BT was also arranging to resurrect a multi-billion dollar bond issue, which was cancelled earlier this year amid a downturn in telecoms stocks. US investment banks Merrill Lynch and Morgan Stanley are marketing the issue which could raise more than £8bn. It will help BT finance its debt mountain - expected to hit £30bn by March.

The restructuring means that BT, like AT&T and WorldCom last month, now realises that the telecoms market is changing too quickly for big, integrated groups to react. "We can't run it as a totally integrated operation," Sir Peter said. "It's too complicated and it's moving too fast. We have to decentralise to get businesses closer to the technology and closer to the market segments."

The businesses included in the proposed wholesale NetCo arm and its retail counterpart will depend on regulatory decisions from Oftel and the DTI. At the interim stage, the operations together accounted for sales of £7.1bn and operating profit of £2.76bn, about half of group sales and 75 per cent of operating profit.

Commenting on BT not giving separate figures for the wholesale and retail arms, Robert Brace, the outgoing finance director, said: "It's all terribly artificial. We'll draw up the lines between NetCo and retail after [regulatory approval]."

Sir Peter said the key aim of the restructuring was to maintain economies of scale and keep cash flow within the group. "It's my intention that the businesses are run separately. But there are synergies, so it's a matter of getting the balance right. It is intended to keep the cash flow centrally managed."

He also urged that regulation of the group should change. "We should be regulated in a way that assumes we aren't vertically integrated."
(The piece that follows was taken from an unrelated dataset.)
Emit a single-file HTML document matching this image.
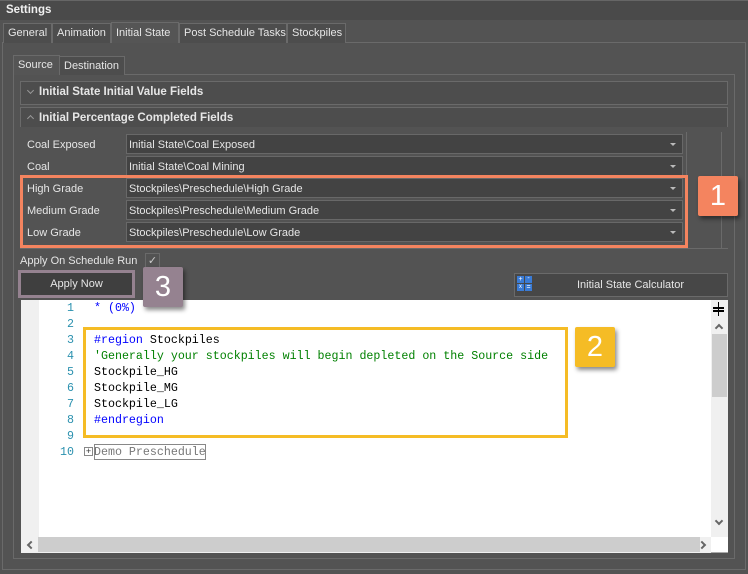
<!DOCTYPE html>
<html><head><meta charset="utf-8"><style>
*{box-sizing:border-box;margin:0;padding:0}
body{width:748px;height:574px;background:#535353;font-family:"Liberation Sans",sans-serif;font-size:11px;color:#e6e6e6;position:relative;overflow:hidden}
.a{position:absolute;white-space:nowrap}
.tab{position:absolute;top:23px;height:20px;border:1px solid #6a6a6a;border-bottom:none;line-height:19px;padding-left:4px;background:#4d4d4d;white-space:nowrap;overflow:hidden}
.combo{position:absolute;left:126px;width:557px;height:20px;background:#434343;border:1px solid #686868;line-height:20px;padding-left:2px;white-space:nowrap}
.combo:after{content:"";position:absolute;right:6px;top:8px;border-left:3px solid transparent;border-right:3px solid transparent;border-top:3px solid #bbb}
.lbl{position:absolute;left:27px;line-height:22px}
.badge{position:absolute;width:40px;height:40px;color:#fff;font-size:29px;text-align:center;line-height:41px;box-shadow:2px 3px 4px rgba(0,0,0,.45);border-radius:2px}
.code{position:absolute;left:94px;font-family:"Liberation Mono",monospace;font-size:11.65px;line-height:16px;white-space:pre;color:#000}
.ln{position:absolute;left:40px;width:34px;text-align:right;font-family:"Liberation Mono",monospace;font-size:11.65px;line-height:16px;color:#2b91af}
.chev{position:absolute;width:5px;height:5px;border-left:1.5px solid #999;border-top:1.5px solid #999}
.sc{position:absolute;width:6px;height:6px;border-left:2px solid #666;border-top:2px solid #666}
</style></head><body>
<div class="a" style="left:0;top:0;width:748px;height:20px;background:#4a4a4a;border-top:1px solid #666"></div>
<div class="a" style="left:6px;top:4px;font-weight:bold;font-size:11.5px;color:#f0f0f0">Settings</div>
<div class="a" style="left:2px;top:42px;width:744px;height:528px;border:1px solid #6a6a6a"></div>
<div class="tab" style="left:3px;width:49px">General</div>
<div class="tab" style="left:52px;width:59px">Animation</div>
<div class="tab" style="left:111px;width:68px;top:22px;height:21px;background:#555;line-height:21px">Initial State</div>
<div class="tab" style="left:179px;width:108px">Post Schedule Tasks</div>
<div class="tab" style="left:287px;width:59px">Stockpiles</div>
<div class="a" style="left:13px;top:74px;width:722px;height:485px;border:1px solid #6a6a6a"></div>
<div class="tab" style="left:13px;top:55px;width:47px;height:20px;background:#555;border-bottom:none">Source</div>
<div class="tab" style="left:59px;top:56px;width:66px;height:19px;line-height:18px">Destination</div>
<div class="a" style="left:20px;top:81px;width:708px;height:24px;border:1px solid #6a6a6a;background:#4d4d4d"></div>
<div class="chev" style="left:28px;top:88px;transform:rotate(225deg)"></div>
<div class="a" style="left:39px;top:86px;font-weight:bold;font-size:11.5px">Initial State Initial Value Fields</div>
<div class="a" style="left:20px;top:107px;width:708px;height:20px;border:1px solid #6a6a6a;border-bottom:none;background:#4d4d4d"></div>
<div class="chev" style="left:28px;top:116px;transform:rotate(45deg)"></div>
<div class="a" style="left:39px;top:112px;font-weight:bold;font-size:11.5px">Initial Percentage Completed Fields</div>
<div class="a" style="left:686px;top:132px;width:1px;height:116px;background:#6a6a6a"></div>
<div class="a" style="left:721px;top:132px;width:1px;height:116px;background:#6a6a6a"></div>
<div class="a" style="left:20px;top:248px;width:708px;height:1px;background:#6a6a6a"></div>
<div class="lbl" style="top:134px">Coal Exposed</div><div class="combo" style="top:134px">Initial State\Coal Exposed</div>
<div class="lbl" style="top:156px">Coal</div><div class="combo" style="top:156px">Initial State\Coal Mining</div>
<div class="lbl" style="top:178px">High Grade</div><div class="combo" style="top:178px">Stockpiles\Preschedule\High Grade</div>
<div class="lbl" style="top:200px">Medium Grade</div><div class="combo" style="top:200px">Stockpiles\Preschedule\Medium Grade</div>
<div class="lbl" style="top:222px">Low Grade</div><div class="combo" style="top:222px">Stockpiles\Preschedule\Low Grade</div>
<div class="a" style="left:20px;top:175px;width:668px;height:73px;border:3px solid #f4845f"></div>
<div class="badge" style="left:698px;top:176px;background:#f4845f">1</div>
<div class="a" style="left:20px;top:255px">Apply On Schedule Run</div>
<div class="a" style="left:145px;top:253px;width:15px;height:16px;border:1px solid #6a6a6a;color:#ccc;font-size:11px;text-align:center;line-height:14px">&#x2713;</div>
<div class="a" style="left:18px;top:270px;width:117px;height:28px;border:3px solid #958290;background:#3f3f3f;text-align:center;line-height:23px">Apply Now</div>
<div class="a" style="left:514px;top:273px;width:214px;height:24px;border:1px solid #6a6a6a;background:#474747;line-height:23px;padding-left:62px">Initial State Calculator</div>
<div class="a" style="left:517px;top:276px;width:7px;height:7px;background:#3a7bd5;color:#fff;font-size:7px;line-height:7px;text-align:center">+</div>
<div class="a" style="left:525px;top:276px;width:7px;height:7px;background:#3a7bd5;color:#fff;font-size:7px;line-height:6px;text-align:center">-</div>
<div class="a" style="left:517px;top:284px;width:7px;height:7px;background:#3a7bd5;color:#fff;font-size:6px;line-height:7px;text-align:center">x</div>
<div class="a" style="left:525px;top:284px;width:7px;height:7px;background:#3a7bd5;color:#fff;font-size:7px;line-height:7px;text-align:center">=</div>
<div class="a" style="left:21px;top:300px;width:707px;height:253px;background:#fff;border-bottom:1px solid #aaa"></div>
<div class="a" style="left:21px;top:300px;width:18px;height:237px;background:#f0f0f0"></div>
<div class="a" style="left:711px;top:300px;width:17px;height:237px;background:#f0f0f0"></div>
<div class="a" style="left:712px;top:334px;width:15px;height:63px;background:#cdcdcd"></div>
<div class="a" style="left:713px;top:307px;width:11px;height:1.5px;background:#000"></div>
<div class="a" style="left:713px;top:310px;width:11px;height:1.5px;background:#000"></div>
<div class="a" style="left:718px;top:302px;width:1px;height:14px;background:#000"></div>
<div class="sc" style="left:716px;top:325px;transform:rotate(45deg)"></div>
<div class="sc" style="left:716px;top:518px;transform:rotate(225deg)"></div>
<div class="a" style="left:21px;top:537px;width:690px;height:16px;background:#f0f0f0"></div>
<div class="a" style="left:38px;top:537px;width:670px;height:15px;background:#cdcdcd"></div>
<div class="sc" style="left:28px;top:542px;transform:rotate(-45deg)"></div>
<div class="sc" style="left:247px;top:542px;display:none"></div>
<div class="sc" style="left:248px;top:0;display:none"></div>
<div class="a" style="left:700px;top:537px;width:11px;height:16px;background:#f0f0f0"></div>
<div class="sc" style="left:699px;top:542px;transform:rotate(135deg)"></div>
<div class="ln" style="top:301px">1<br>2<br>3<br>4<br>5<br>6<br>7<br>8<br>9<br>10</div>
<div class="code" style="top:301px"><span style="color:#00f">* (0%)</span>

<span style="color:#00f">#region</span> Stockpiles
<span style="color:#008000">'Generally your stockpiles will begin depleted on the Source side</span>
Stockpile_HG
Stockpile_MG
Stockpile_LG
<span style="color:#00f">#endregion</span>

<span style="color:#777">Demo Preschedule</span></div>
<div class="a" style="left:84px;top:447px;width:9px;height:9px;border:1px solid #888;font-size:9px;line-height:7px;text-align:center;color:#333">+</div>
<div class="a" style="left:94px;top:444px;width:112px;height:16px;border:1px solid #888"></div>
<div class="a" style="left:83px;top:327px;width:485px;height:111px;border:3px solid #f5bc25"></div>
<div class="badge" style="left:575px;top:327px;background:#f5bc25">2</div>
<div class="badge" style="left:143px;top:267px;background:#958290">3</div>
</body></html>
Oftel said it will support moves to give consumers a better deal by making the telecoms market more transparent and competitive. "Greater transparency through structural separation can make an important contribution to this goal. Once the full regulatory implications have been identified, we will consult fully with the industry and consumers about any necessary changes to the regulation of BT's business."

Sir Peter said: "Netco can be transformed into a high growth company." He noted that it could sell services to a large number of rival telecoms groups. "This is not primarily to get out from under regulation. It's to unleash the energies of the company. We keep the flexibility. We keep the scale. But we get huge benefits from separation."